Aceitemos que, qualquer situação, tem pelo menos duas perspectivas ou prismas de interpretação e orientação, como se de compassos binários se tratasse; onde nenhum deles se garante por si mesmo, refém do impulso que se adivinha mas não se controla, qual movimento de dança.
Jorge confessa à irmã Matilde que queria apenas mostrar-lhe a voz do cantor que ouvira no espectáculo de teatro e pelo qual se encantou. Queria fazer uma surpresa à irmã e dá-lo a conhecer, mas já só havia uma entrada. Foi ele. No final dirigiu-se ao camarim e pediu-lhe emprestada a voz. Não só o artista não lhe parecia disposto a emprestá-la como começou a gritar, colocando-a em risco de a estragar. Não lhe restou alternativa a não ser roubá-la.
Catarina riu das preocupações da empregada cabo-verdiana, que lhe perguntava se o marido moribundo da senhora tinha feito seguro de vida. Confiante, Catarina pedira uma licença sem vencimento para cuidar de Luís que, nos últimos tempos, sucumbira a um estar mais difícil e mordaz. Já depois do funeral, a cabo-verdiana regressa a casa e, feliz, partilha com Catarina que a comadre falecera naquele mesmo fim-de-semana, tendo o marido recebido uns milhares de euros do seguro.

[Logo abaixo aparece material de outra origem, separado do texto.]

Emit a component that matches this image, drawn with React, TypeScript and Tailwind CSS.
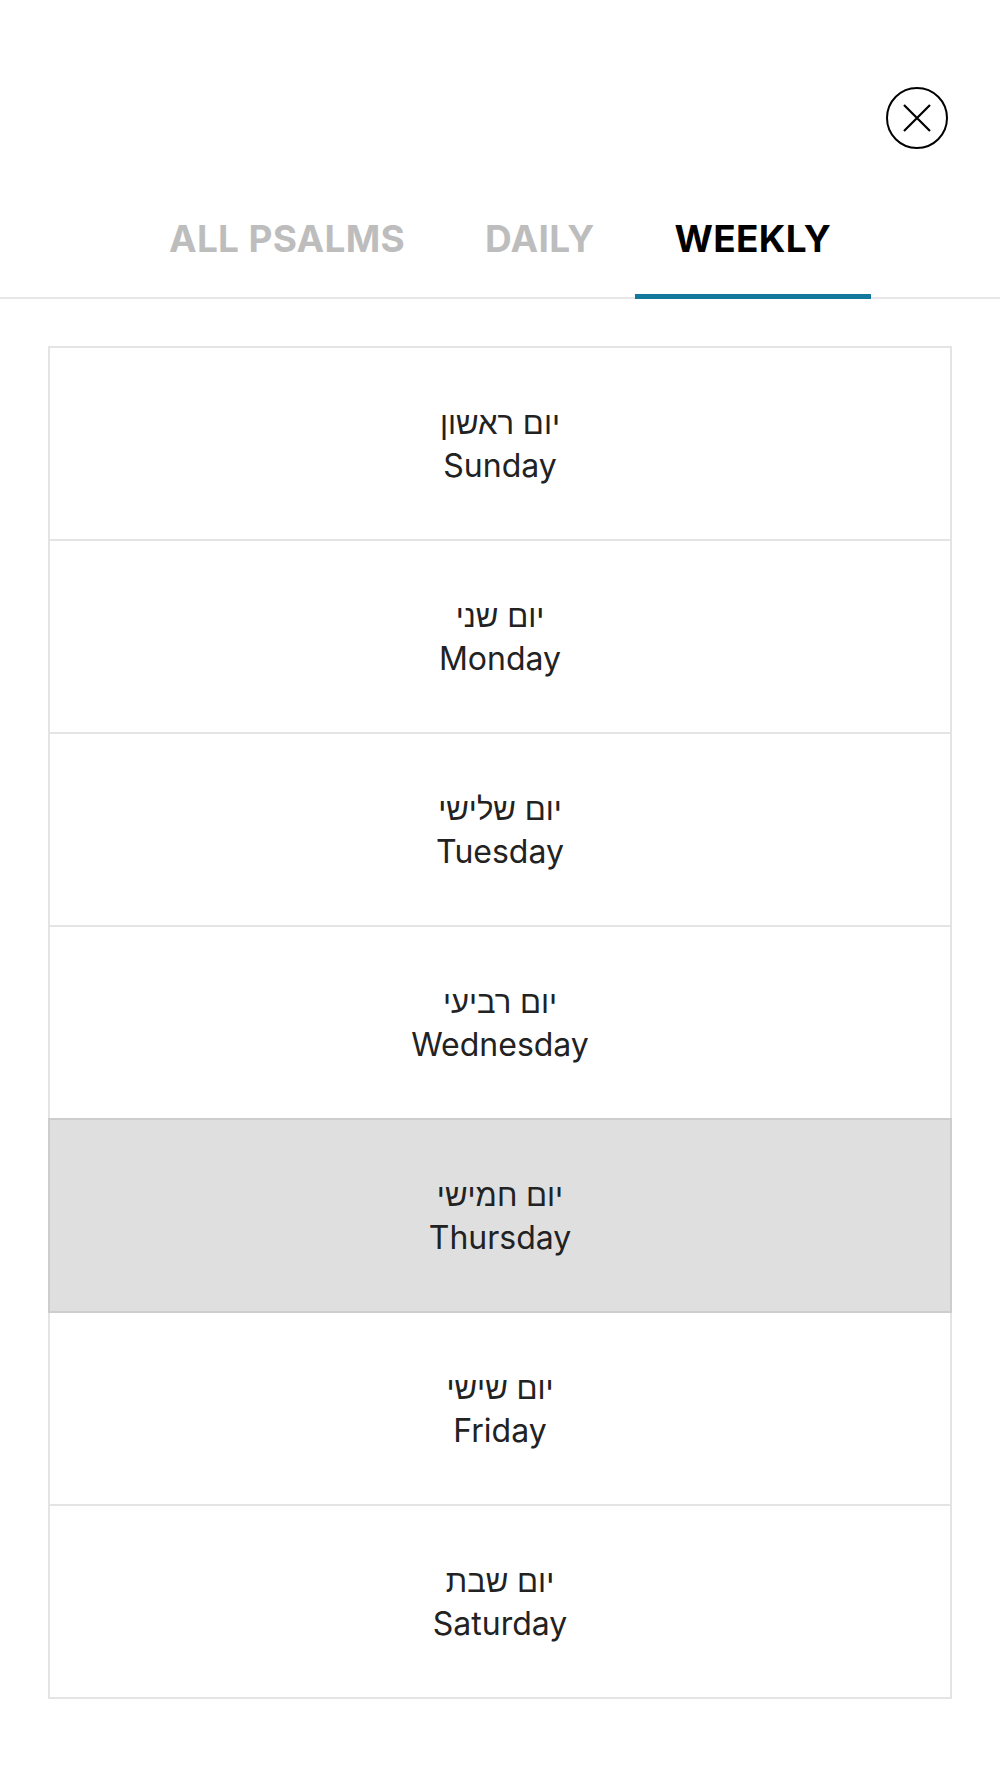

Inácio era um homem alto e proporcionado, atraente e de boas maneiras. Chamava a atenção. Casou com Rosa, que nunca teve filhos, e ajeitou-se com Júlia, a irmã desta. Tornaram-se ambas complacentes de uma vida de engodos e passes duplos.
Segue-se a história de João, o mártir, a agressividade crescente de Alice que oscilava entre o ostracismo e o imaginário, o jeito especial de andar de Adélia, coxeando e bamboleando a anca, despertando olhares curiosos ao passar.
Ao todo, são dezanove as histórias escritas por Cristina Norton em “A Vida é um Tango” (Oficina do Livro, 2018). Histórias que envolvem drama, paixão, sexualidade e agressividade, sempre numa velada nostalgia e tristeza. Os personagens assumem posturas precisas, dão passos firmes, retratando uma forma de estar na vida e uma linguagem de alma e de cultura.
De acordo com Discépolo, poeta, compositor, actor e dramaturgo argentino, o tango é “um pensamento triste que se pode dançar”. Cristina Norton fornece-nos retratos breves de vidas complexas, embrenhadas em drama e intensidade. A sua narrativa é límpida e cativante na arte de retratar e aquilatar momentos, rasgos de realidade – o resto prossegue na imaginação de cada um. Uma pérola que compõe a sua já vasta obra que engloba poesia, romance e conto, a maioria da qual produzida em Portugal, onde a autora argentina vive há mais de quarenta anos.